Thus, ESL/EFL teachers can direct their students to properly chosen MOO sites for authentic experiences in English. Although MOO has a dual nature, a communications program and a fantasy world, teachers are advised to see MOO as a holistic learning experience. Language instructors looking for a textual communications program, without a virtual world, can find technically easier programs, such as IRC (Internet Relay Chat). Likewise, teachers simply searching for interesting reading passages could have their students use the World Wide Web. On the other hand, MOO combines communications in English with contextualized reading passages in order to create a dynamic ESL/EFL instructional environment. Teachers should encourage their students to meet people from all over the world and to explore, with their cyberfriends, the elements in the virtual world (e.g., a cafeteria, an art gallery, a swimming pool, a scrabble game, etc.). This way the students will participate in authentic conversations about cross-cultural matters while they use authentic language relating to their surroundings in the virtual world.

In addition, because MOO is basically textual, it has minimal bandwidth requirements and does not need powerful computers, multimedia equipment, or massive connectivity to the Internet (Allison, 1997; Sanchez, 1996a; Turbee, 1996). Thus, on a technical level, MOO offers a partial solution for financially pressed high schools. In fact, a single second-hand computer operating with a dial-up modem can effectively bring small groups of students to a virtual world inhabited by speakers of the target language.

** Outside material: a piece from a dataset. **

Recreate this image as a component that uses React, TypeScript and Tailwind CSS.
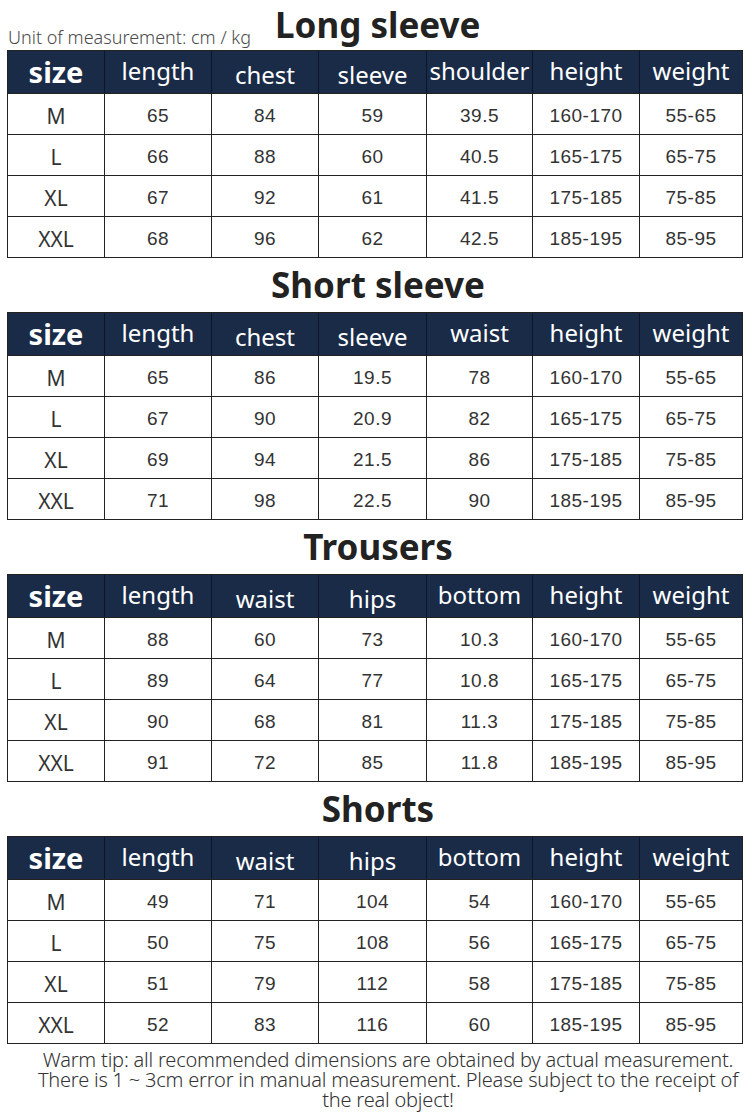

There are many MOO sites (and similar sites with related names such as MUD - Multi User Domain, MUSH - Multi User Shared Hallucination, MUVE - Multi User Virtual Environment, CVE - Collaborative Virtual Environment, etc.), each with its own theme, content, technical options, and population of users. Some are educationally oriented while others are definitely not suited for school use (Turbee, 1997). Rein (1998) listed 39 educational MOO sites out of a general list of more that 125 sites. Five of the educational MOO sites were specifically for students of second/foreign languages. Thorne's (1996) partial list of MOOs, MUDs, and MUSHes included 10 language education sites including first, second, and foreign languages. One MOO site designed specifically for ESL/EFL students and teachers is schMOOze University (Falsetti, 1995; Awaji, 1998). Despite the paucity of empirical literature, this MOO site seems to be a logical choice as an instructional tool with high school EFL students, and thus becomes a logical location for empirical work to validate (or discredit) the choice. (Other educational MOO sites were rejected in this study because the target population of the MOO was too young, or would be in school during different times than the experimental population in Israel.)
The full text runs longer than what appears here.